PROBLEM REQUIREMENTS: Repeat, exactly and completely, the material that follows. Omit the pictures.

SOURCE MATERIAL:
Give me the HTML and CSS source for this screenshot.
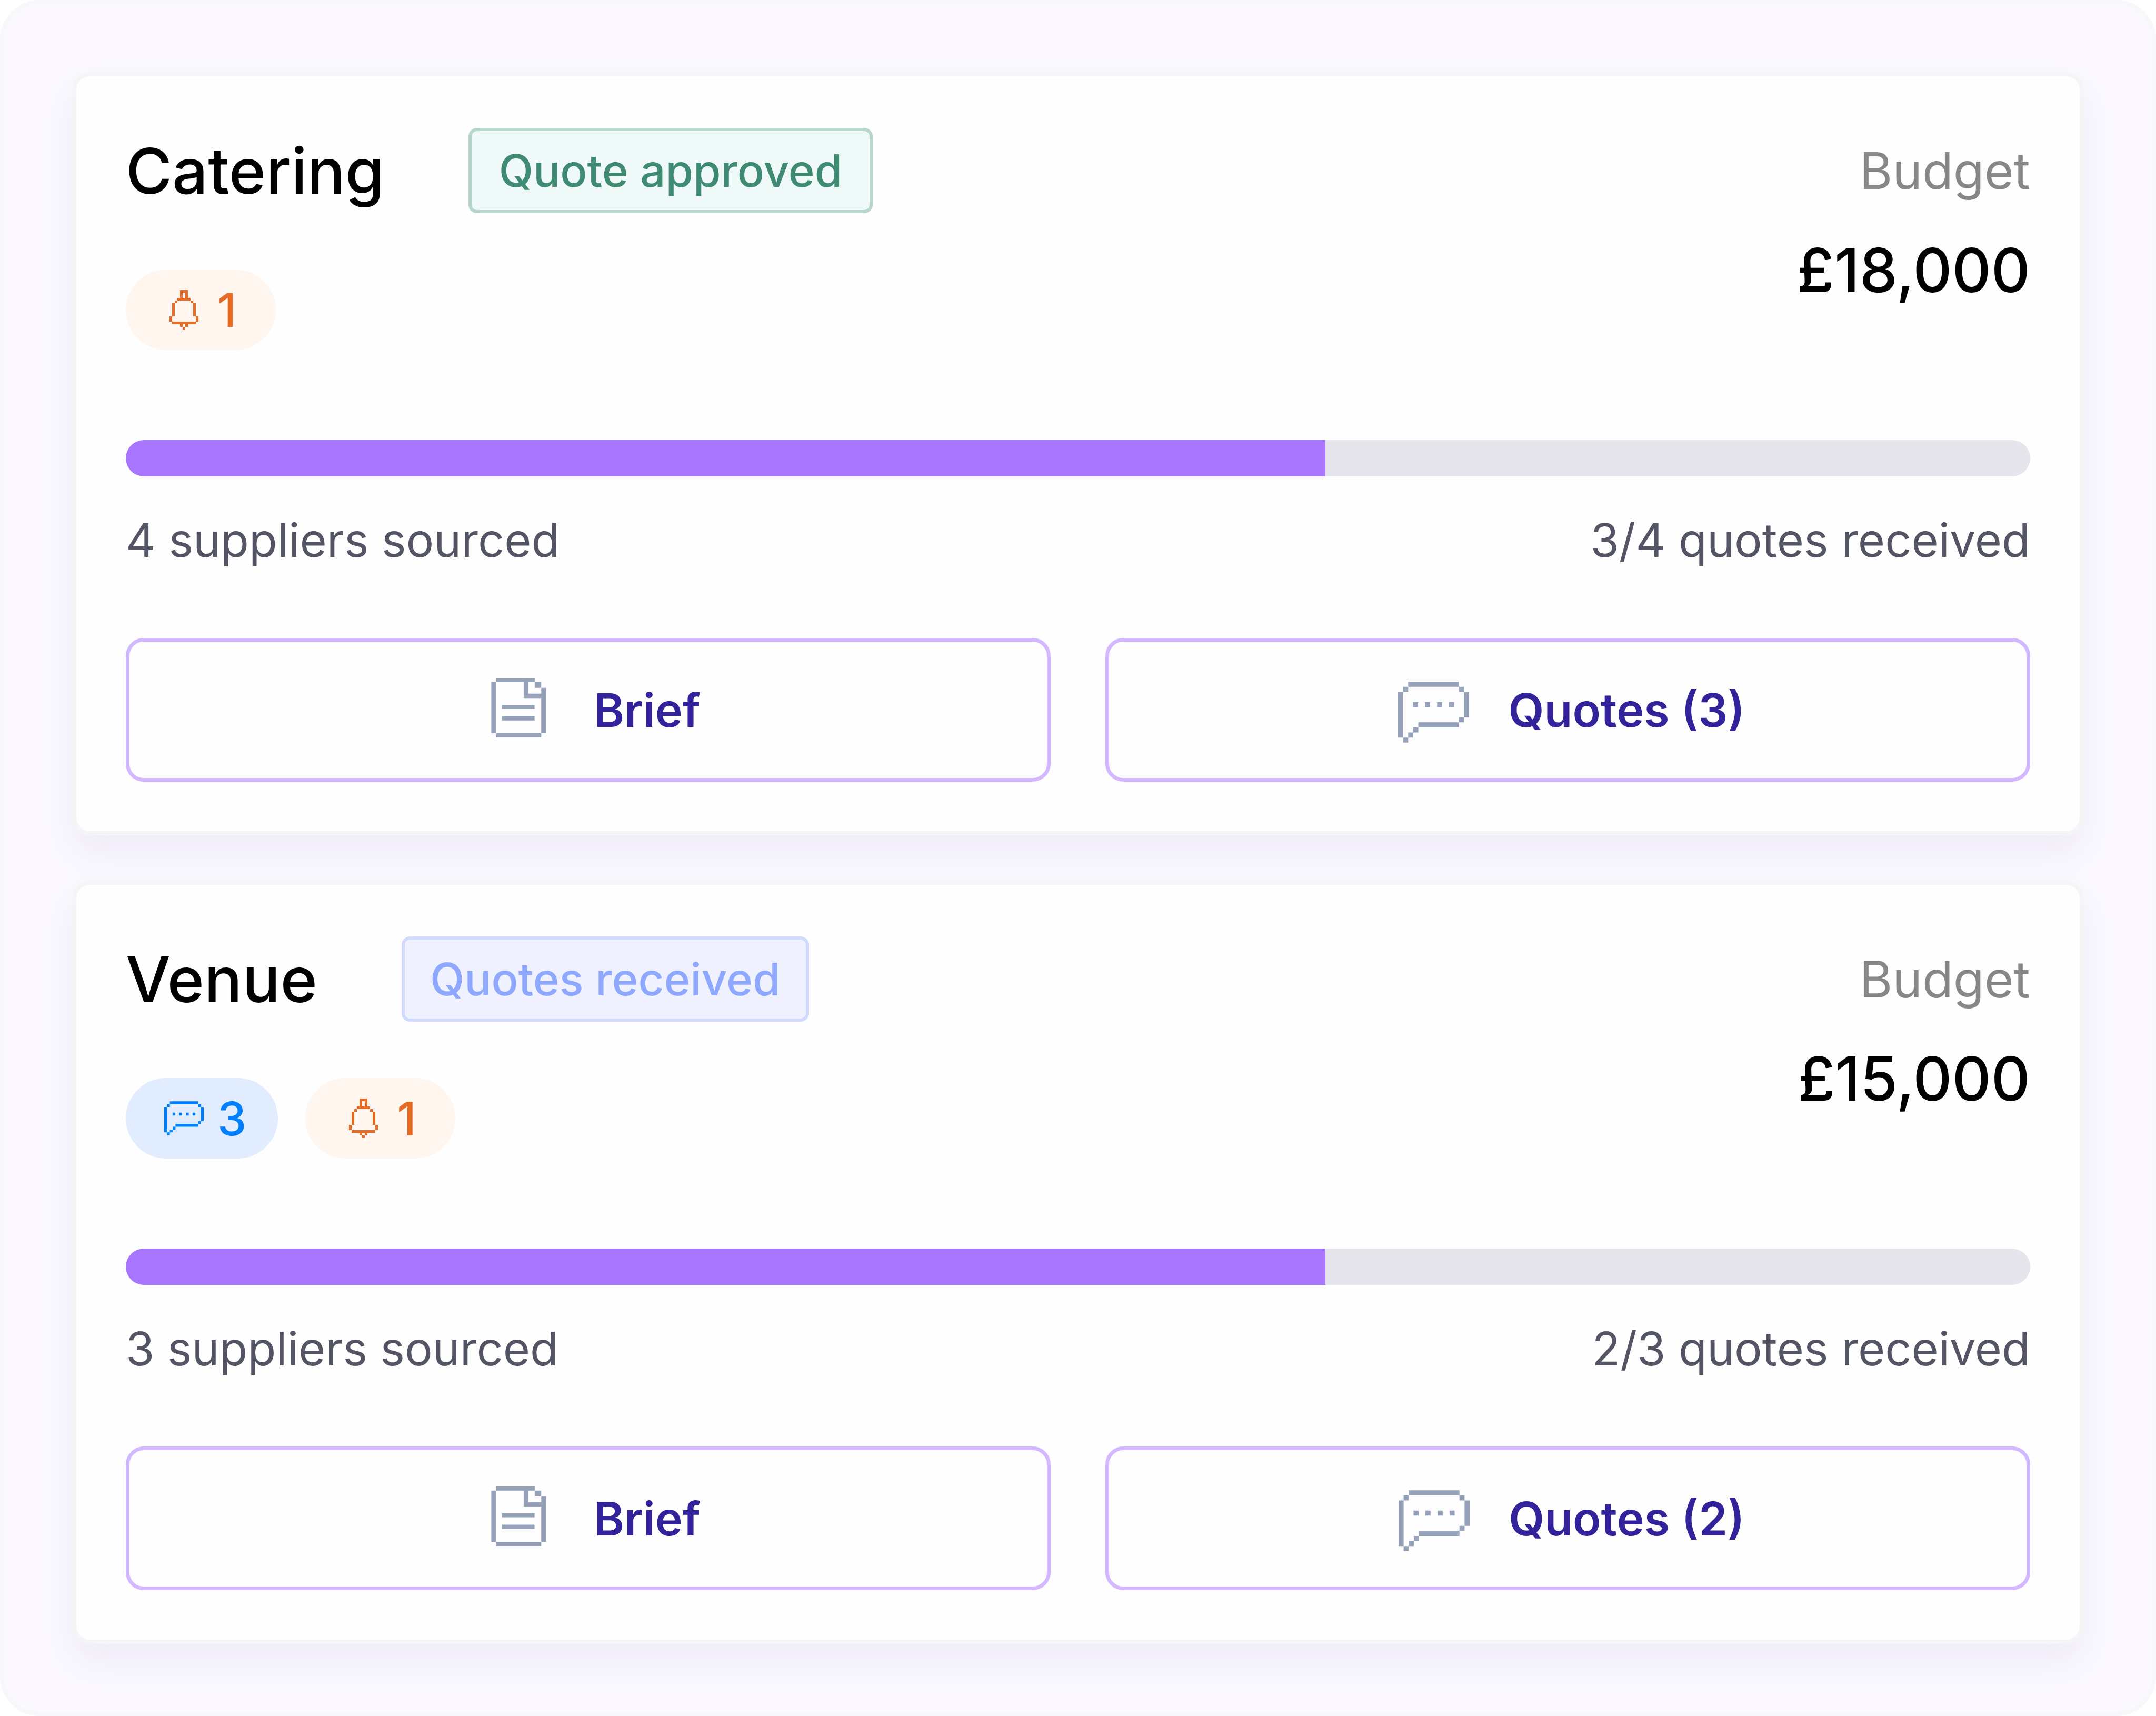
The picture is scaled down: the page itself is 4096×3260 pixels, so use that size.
FILE: index.html
```html
<!DOCTYPE html>
<html lang="en">
<head>
    <meta charset="UTF-8">
    <meta name="viewport" content="width=device-width, initial-scale=1.0">
    <title>Event Suppliers</title>
    <link rel="stylesheet" href="styles.css">
</head>
<body>

    <!-- Shared icons -->
    <svg class="icon-defs" aria-hidden="true">
        <symbol id="bell" viewBox="0 0 15 15">
            <path d="M6 0h3v1H6z M6 1h1v2H6z M8 1h1v2H8z M5 3h5v1H5z M4 4h1v1H4z M10 4h1v1h-1z M3 5h1v5H3z M11 5h1v5h-1z M2 10h1v2H2z M12 10h1v2h-1z M3 12h9v1H3z M6 13h1v1H6z M8 13h1v1H8z M7 14h1v1H7z"/>
        </symbol>
        <symbol id="chat" viewBox="0 0 14 12">
            <path d="M2 0h10v1H2z M1 1h1v1H1z M12 1h1v1h-1z M0 2h1v9H0z M13 2h1v5h-1z M12 7h1v1h-1z M4 8h8v1H4z M3 9h1v1H3z M2 10h1v1H2z M1 11h1v1H1z M2.95 4h1v1h-1z M5.3 4h1v1h-1z M7.7 4h1v1h-1z M10.05 4h1v1h-1z"/>
        </symbol>
        <symbol id="doc" viewBox="0 0 368 399">
            <path d="M32 0h259v27H32z M0 27h32v344H0z M217 27h31v108h-31z M248 105h87v30h-87z M291 27h44v39h-44z M335 66h33v305h-33z M32 371h303v28H32z M71 180h219v27H71z M71 256h219v29H71z"/>
        </symbol>
    </svg>

    <main class="panel">

        <!-- Catering -->
        <section class="card">
            <div class="card-header">
                <div class="card-info">
                    <div class="title-row">
                        <h2 class="title">Catering</h2>
                        <span class="badge approved">Quote approved</span>
                    </div>
                    <div class="pills">
                        <span class="pill alerts"><svg class="pill-icon"><use href="#bell"/></svg>1</span>
                    </div>
                </div>
                <div class="budget">
                    <div class="budget-label">Budget</div>
                    <div class="budget-value">£18,000</div>
                </div>
            </div>

            <div class="progress" role="progressbar" aria-valuenow="63" aria-valuemin="0" aria-valuemax="100" aria-label="Quotes received">
                <div class="progress-fill" style="width: 63%"></div>
            </div>
            <div class="stats">
                <span>4 suppliers sourced</span>
                <span>3/4 quotes received</span>
            </div>

            <div class="buttons">
                <button class="button" type="button">
                    <span class="button-icon"><svg class="doc-icon"><use href="#doc"/></svg></span>Brief
                </button>
                <button class="button" type="button">
                    <span class="button-icon"><svg class="chat-icon"><use href="#chat"/></svg></span>Quotes (3)
                </button>
            </div>
        </section>

        <!-- Venue -->
        <section class="card">
            <div class="card-header">
                <div class="card-info">
                    <div class="title-row">
                        <h2 class="title">Venue</h2>
                        <span class="badge received">Quotes received</span>
                    </div>
                    <div class="pills">
                        <span class="pill messages"><svg class="pill-icon"><use href="#chat"/></svg>3</span>
                        <span class="pill alerts"><svg class="pill-icon"><use href="#bell"/></svg>1</span>
                    </div>
                </div>
                <div class="budget">
                    <div class="budget-label">Budget</div>
                    <div class="budget-value">£15,000</div>
                </div>
            </div>

            <div class="progress" role="progressbar" aria-valuenow="63" aria-valuemin="0" aria-valuemax="100" aria-label="Quotes received">
                <div class="progress-fill" style="width: 63%"></div>
            </div>
            <div class="stats">
                <span>3 suppliers sourced</span>
                <span>2/3 quotes received</span>
            </div>

            <div class="buttons">
                <button class="button" type="button">
                    <span class="button-icon"><svg class="doc-icon"><use href="#doc"/></svg></span>Brief
                </button>
                <button class="button" type="button">
                    <span class="button-icon"><svg class="chat-icon"><use href="#chat"/></svg></span>Quotes (2)
                </button>
            </div>
        </section>

    </main>

</body>
</html>
```
FILE: styles.css
```css
* {
    box-sizing: border-box;
}

body {
    margin: 0;
    background: white;
    color: black;
    font-family: Inter, "Liberation Sans", sans-serif;
}

.icon-defs {
    display: none;
}

/* Outer panel */
.panel {
    display: flex;
    flex-direction: column;
    gap: 86px;
    min-height: 100vh;
    padding: 129px;
    background: #fbf9ff;
    border: 8px solid #f8f7f9;
    border-radius: 76px;
}

.card {
    padding: 98px 94px 94px;
    background: #fefefe;
    border: 8px solid #f5f4f6;
    border-radius: 34px;
    box-shadow: 0 34px 68px rgba(70, 40, 160, 0.07);
}

/* Title, pills and budget */
.card-header {
    display: flex;
    justify-content: space-between;
}

.title-row {
    display: flex;
    align-items: center;
    gap: 160px;
    height: 162px;
}

.title {
    margin: 0;
    font-size: 120px;
    font-weight: 500;
}

.badge {
    display: flex;
    align-items: center;
    justify-content: center;
    min-width: 768px;
    height: 162px;
    padding: 0 48px;
    border: 6px solid;
    border-radius: 16px;
    font-size: 85px;
    font-weight: 500;
}

.approved {
    background: #eff9f7;
    border-color: #b6d6ce;
    color: #3f8a72;
}

.received {
    background: #eff1ff;
    border-color: #d0daff;
    color: #8fa8ff;
}

.pills {
    display: flex;
    gap: 52px;
    margin-top: 107px;
}

.pill {
    display: flex;
    align-items: center;
    gap: 26px;
    min-width: 285px;
    height: 153px;
    padding: 0 60px 0 73px;
    border-radius: 77px;
    font-size: 88px;
    font-weight: 500;
}

.pill-icon {
    width: 75px;
    height: 75px;
    fill: currentColor;
}

.alerts {
    background: #fff6ef;
    color: #e66b24;
}

.messages {
    background: #e1edff;
    color: #0080ff;
}

.budget {
    display: flex;
    flex-direction: column;
    gap: 28px;
    text-align: right;
    line-height: 162px;
}

.budget-label {
    color: #888688;
    font-size: 96px;
}

.budget-value {
    font-size: 115px;
    font-weight: 500;
}

/* Progress */
.progress {
    height: 69px;
    margin-top: 171px;
    overflow: hidden;
    background: #e6e5eb;
    border-radius: 35px;
}

.progress-fill {
    height: 100%;
    background: #a875ff;
}

.stats {
    display: flex;
    justify-content: space-between;
    margin-top: 68px;
    color: #545564;
    font-size: 88px;
    line-height: 106px;
}

/* Buttons */
.buttons {
    display: grid;
    grid-template-columns: 1fr 1fr;
    gap: 104px;
    margin-top: 133px;
}

.button {
    display: flex;
    align-items: center;
    justify-content: center;
    gap: 60px;
    height: 273px;
    padding: 0;
    background: #fefefe;
    border: 7px solid #d1b8ff;
    border-radius: 34px;
    color: #33239b;
    font-family: inherit;
    font-size: 88px;
    font-weight: 600;
    cursor: pointer;
}

.button:hover {
    background: #faf8ff;
}

.button-icon {
    display: flex;
    justify-content: center;
    width: 164px;
    fill: #94a1b8;
}

.doc-icon {
    width: 105px;
    height: 113px;
    margin-bottom: 8px;
}

.chat-icon {
    width: 135px;
    height: 116px;
    margin-top: 8px;
}
```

WRITTEN SOLUTION:
Give me the HTML and CSS source for this screenshot.
The picture is scaled down: the page itself is 4096×3260 pixels, so use that size.
FILE: index.html
```html
<!DOCTYPE html>
<html lang="en">
<head>
    <meta charset="UTF-8">
    <meta name="viewport" content="width=device-width, initial-scale=1.0">
    <title>Event Suppliers</title>
    <link rel="stylesheet" href="styles.css">
</head>
<body>

    <!-- Shared icons -->
    <svg class="icon-defs" aria-hidden="true">
        <symbol id="bell" viewBox="0 0 15 15">
            <path d="M6 0h3v1H6z M6 1h1v2H6z M8 1h1v2H8z M5 3h5v1H5z M4 4h1v1H4z M10 4h1v1h-1z M3 5h1v5H3z M11 5h1v5h-1z M2 10h1v2H2z M12 10h1v2h-1z M3 12h9v1H3z M6 13h1v1H6z M8 13h1v1H8z M7 14h1v1H7z"/>
        </symbol>
        <symbol id="chat" viewBox="0 0 14 12">
            <path d="M2 0h10v1H2z M1 1h1v1H1z M12 1h1v1h-1z M0 2h1v9H0z M13 2h1v5h-1z M12 7h1v1h-1z M4 8h8v1H4z M3 9h1v1H3z M2 10h1v1H2z M1 11h1v1H1z M2.95 4h1v1h-1z M5.3 4h1v1h-1z M7.7 4h1v1h-1z M10.05 4h1v1h-1z"/>
        </symbol>
        <symbol id="doc" viewBox="0 0 368 399">
            <path d="M32 0h259v27H32z M0 27h32v344H0z M217 27h31v108h-31z M248 105h87v30h-87z M291 27h44v39h-44z M335 66h33v305h-33z M32 371h303v28H32z M71 180h219v27H71z M71 256h219v29H71z"/>
        </symbol>
    </svg>

    <main class="panel">

        <!-- Catering -->
        <section class="card">
            <div class="card-header">
                <div class="card-info">
                    <div class="title-row">
                        <h2 class="title">Catering</h2>
                        <span class="badge approved">Quote approved</span>
                    </div>
                    <div class="pills">
                        <span class="pill alerts"><svg class="pill-icon"><use href="#bell"/></svg>1</span>
                    </div>
                </div>
                <div class="budget">
                    <div class="budget-label">Budget</div>
                    <div class="budget-value">£18,000</div>
                </div>
            </div>

            <div class="progress" role="progressbar" aria-valuenow="63" aria-valuemin="0" aria-valuemax="100" aria-label="Quotes received">
                <div class="progress-fill" style="width: 63%"></div>
            </div>
            <div class="stats">
                <span>4 suppliers sourced</span>
                <span>3/4 quotes received</span>
            </div>

            <div class="buttons">
                <button class="button" type="button">
                    <span class="button-icon"><svg class="doc-icon"><use href="#doc"/></svg></span>Brief
                </button>
                <button class="button" type="button">
                    <span class="button-icon"><svg class="chat-icon"><use href="#chat"/></svg></span>Quotes (3)
                </button>
            </div>
        </section>

        <!-- Venue -->
        <section class="card">
            <div class="card-header">
                <div class="card-info">
                    <div class="title-row">
                        <h2 class="title">Venue</h2>
                        <span class="badge received">Quotes received</span>
                    </div>
                    <div class="pills">
                        <span class="pill messages"><svg class="pill-icon"><use href="#chat"/></svg>3</span>
                        <span class="pill alerts"><svg class="pill-icon"><use href="#bell"/></svg>1</span>
                    </div>
                </div>
                <div class="budget">
                    <div class="budget-label">Budget</div>
                    <div class="budget-value">£15,000</div>
                </div>
            </div>

            <div class="progress" role="progressbar" aria-valuenow="63" aria-valuemin="0" aria-valuemax="100" aria-label="Quotes received">
                <div class="progress-fill" style="width: 63%"></div>
            </div>
            <div class="stats">
                <span>3 suppliers sourced</span>
                <span>2/3 quotes received</span>
            </div>

            <div class="buttons">
                <button class="button" type="button">
                    <span class="button-icon"><svg class="doc-icon"><use href="#doc"/></svg></span>Brief
                </button>
                <button class="button" type="button">
                    <span class="button-icon"><svg class="chat-icon"><use href="#chat"/></svg></span>Quotes (2)
                </button>
            </div>
        </section>

    </main>

</body>
</html>
```
FILE: styles.css
```css
* {
    box-sizing: border-box;
}

body {
    margin: 0;
    background: white;
    color: black;
    font-family: Inter, "Liberation Sans", sans-serif;
}

.icon-defs {
    display: none;
}

/* Outer panel */
.panel {
    display: flex;
    flex-direction: column;
    gap: 86px;
    min-height: 100vh;
    padding: 129px;
    background: #fbf9ff;
    border: 8px solid #f8f7f9;
    border-radius: 76px;
}

.card {
    padding: 98px 94px 94px;
    background: #fefefe;
    border: 8px solid #f5f4f6;
    border-radius: 34px;
    box-shadow: 0 34px 68px rgba(70, 40, 160, 0.07);
}

/* Title, pills and budget */
.card-header {
    display: flex;
    justify-content: space-between;
}

.title-row {
    display: flex;
    align-items: center;
    gap: 160px;
    height: 162px;
}

.title {
    margin: 0;
    font-size: 120px;
    font-weight: 500;
}

.badge {
    display: flex;
    align-items: center;
    justify-content: center;
    min-width: 768px;
    height: 162px;
    padding: 0 48px;
    border: 6px solid;
    border-radius: 16px;
    font-size: 85px;
    font-weight: 500;
}

.approved {
    background: #eff9f7;
    border-color: #b6d6ce;
    color: #3f8a72;
}

.received {
    background: #eff1ff;
    border-color: #d0daff;
    color: #8fa8ff;
}

.pills {
    display: flex;
    gap: 52px;
    margin-top: 107px;
}

.pill {
    display: flex;
    align-items: center;
    gap: 26px;
    min-width: 285px;
    height: 153px;
    padding: 0 60px 0 73px;
    border-radius: 77px;
    font-size: 88px;
    font-weight: 500;
}

.pill-icon {
    width: 75px;
    height: 75px;
    fill: currentColor;
}

.alerts {
    background: #fff6ef;
    color: #e66b24;
}

.messages {
    background: #e1edff;
    color: #0080ff;
}

.budget {
    display: flex;
    flex-direction: column;
    gap: 28px;
    text-align: right;
    line-height: 162px;
}

.budget-label {
    color: #888688;
    font-size: 96px;
}

.budget-value {
    font-size: 115px;
    font-weight: 500;
}

/* Progress */
.progress {
    height: 69px;
    margin-top: 171px;
    overflow: hidden;
    background: #e6e5eb;
    border-radius: 35px;
}

.progress-fill {
    height: 100%;
    background: #a875ff;
}

.stats {
    display: flex;
    justify-content: space-between;
    margin-top: 68px;
    color: #545564;
    font-size: 88px;
    line-height: 106px;
}

/* Buttons */
.buttons {
    display: grid;
    grid-template-columns: 1fr 1fr;
    gap: 104px;
    margin-top: 133px;
}

.button {
    display: flex;
    align-items: center;
    justify-content: center;
    gap: 60px;
    height: 273px;
    padding: 0;
    background: #fefefe;
    border: 7px solid #d1b8ff;
    border-radius: 34px;
    color: #33239b;
    font-family: inherit;
    font-size: 88px;
    font-weight: 600;
    cursor: pointer;
}

.button:hover {
    background: #faf8ff;
}

.button-icon {
    display: flex;
    justify-content: center;
    width: 164px;
    fill: #94a1b8;
}

.doc-icon {
    width: 105px;
    height: 113px;
    margin-bottom: 8px;
}

.chat-icon {
    width: 135px;
    height: 116px;
    margin-top: 8px;
}
```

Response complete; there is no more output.